To put it bluntly, there is, as John Ratliff has noted in these pages, too much live music in Austin. These days, it's hard to drink a beer in peace and quiet any place other than your own home -- and if you live downwind from Stubb's outdoor stage, even that may be out of the question on a Saturday night.

More to the point, there's too much lousy live music in Austin. Not lousy as in inept or ill-wrought -- Austin musicians have chops and taste to spare -- but lousy as in complacent and unambitious. Too many people are content to play (and listen to) the same blues runs and rockabilly licks and Louvin Brothers covers over and over and over again. Come on, people: Idaho may be the Russet Potato Capital of the World, but the residents of Boise don't eat french fries for breakfast, lunch and dinner.

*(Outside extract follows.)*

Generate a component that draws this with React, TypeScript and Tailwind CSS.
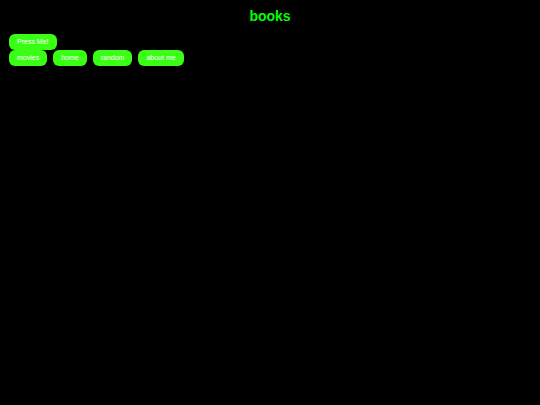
const buttonClass =
  "h-4 rounded-[6px] bg-[#39ff14] px-2 text-[7px] leading-4 text-white";

export default function App() {
  return (
    <main className="min-h-screen bg-black px-[9px] pt-2 font-['Liberation_Sans',Arial,sans-serif]">
      <h1 className="text-center text-[14px] leading-4 font-bold text-[#00ff00]">books</h1>
      <div className="mt-2.5 flex flex-col items-start">
        <button type="button" className={buttonClass}>Press Me!</button>
        <nav className="flex gap-1.5">
          <button type="button" className={buttonClass}>movies</button>
          <button type="button" className={buttonClass}>home</button>
          <button type="button" className={buttonClass}>random</button>
          <button type="button" className={buttonClass}>about me</button>
        </nav>
      </div>
    </main>
  );
}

Which is why the Austin City Limits Music Festival -- like its older sibling, South by Southwest -- is a good thing for the local music scene. For three days, Austin musicians get to play side by side with musicians from all over the world. They, and their fans, get to compare and contrast and wonder: Why is Omaha's punk scene better known than ours? Why hasn't this town of hippie virtuosi produced a jam band with the global profile of a String Cheese Incident or a Leftover Salmon?

Or, to puff up our chest a bit, how come nobody plays western swing with the verve and precision of our very own Asleep at the Wheel? And, can anyone name a better indie-rock trio than longtime Austinites Spoon? (Well, other than ACL act Yo La Tengo?)

The ACL fest, in other words, is a rare chance for music fans from all over the world to hear what the Austin scene has to offer, and for Austin music fans to hear what the rest of the world has to show for itself. If Terri Hendrix or Gary Clark Jr. picks up 300 more fans or a lucrative record deal, that's great. And if a few striving Austin musicians are inspired by Al Green or Beth Orton to spend another year on the couch woodshedding before they hit the local bar scene, that's even better.

Counterintuitive as it might seem, sometimes the best solution to too much live music is: more live music.